After two years of seeing smaller companies dabble with smart watches, the big tech companies have decided it’s time to enter the market.

Samsung and Qualcomm both unveiled their first connected watches this week, Sony recently updated its SmartWatch product and Google and Apple are both rumored to be prepping their own releases in the next year or so.

The smartphone war is heating up, but what exactly are these companies fighting for?

Until now, smart watch shipments have been negligible, to say the least. Most analysts we spoke with only started tracking the market recently and estimate that units are currently measured in the thousands per month. But the expectation is that the market will explode in the next five years.

Jeff Orr, a mobile industry analyst with ABI Research, estimates that there will be 1.2 million smart watch shipments worldwide this year, 7 million in 2014 and 140 million in 2018. That growth, he says, is based on the assumption that three or more big players enter the space and drive consumers to adopt the device.

“I’m a big believer that in all tech markets, when you want to warm up audiences to a new product, there needs to be that champion for it,” he told Mashable, pointing to brands like Samsung and the rumored entrance of Apple. “They have that multinational reach and the channels to affect getting that message out.”

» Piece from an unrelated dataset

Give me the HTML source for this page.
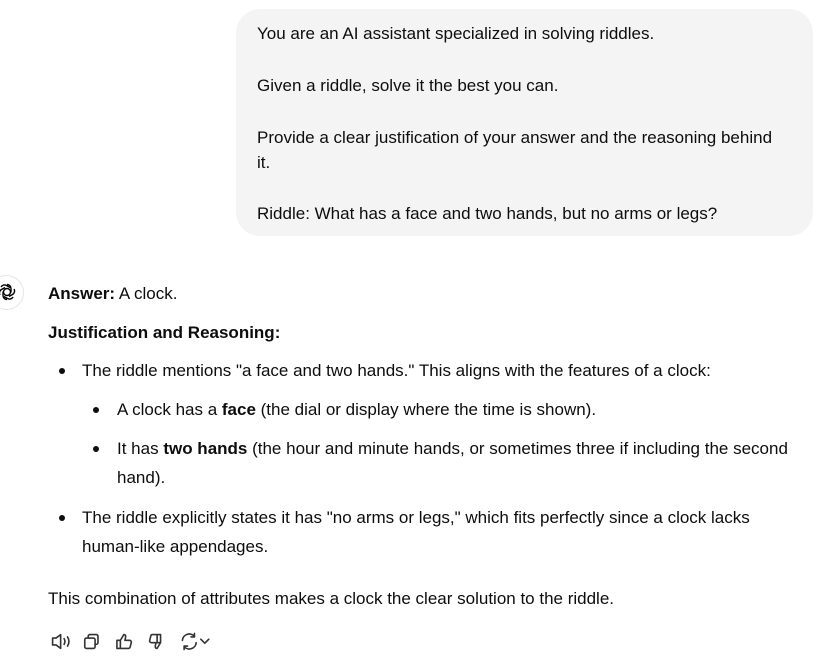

Other analysts are even more optimistic for smart watch shipments. Angela McIntyre, a research director at Gartner covering wearable electronics, projects vendors may ship “upwards” of 5 million smart watches this year and twice that number next year if more big players enter the market.

While these estimates are impressive for a new product category, it falls well below the smartphone market. Smartphone shipments topped 100 million in 2007 — the year the original iPhone was released — and they are expected top 1 billion this year.

To put it another way, the smart watch market probably doesn’t have the same potential for user and revenue growth as the smartphone market, but it offers other perks for smartphone companies. McIntyre argues that manufacturers may be able to bundle the watches together with larger phones — aka “phablets” — to boost sales of both. She also speculates that smart watches may evolve to the point where they could “displace” some sales of smartphones, so better to invest in the technology now.

“At this point, they are looking for synergies with their big money makers which are the smartphones,” McIntyre says, adding that the watch may serve as another way for companies to bring and keep people in their product ecosystem.

Beyond that, analysts note a certain amount of excitement for wearable devices in general — particularly wearable fitness technology — which may translate to sales for smart watches. And while smart glasses — or Google Glass, in particular — may have dominated coverage of wearable computing for awhile, the analysts we spoke with still believe the market for watches is significantly larger.

Orr estimates that there will be fewer than 10,000 smart glasses shipments worldwide this year, about 2 million next year and 75 million in 2018 — a little more than half his projected estimate for smart watches that year. The reason, he says, is that smart glasses is a more “specialized” product with potential for particular professionals rather than average consumers. He also believes there is more of a cultural adjustment required for a mainstream audience to buy and use facial computing technology than for watches.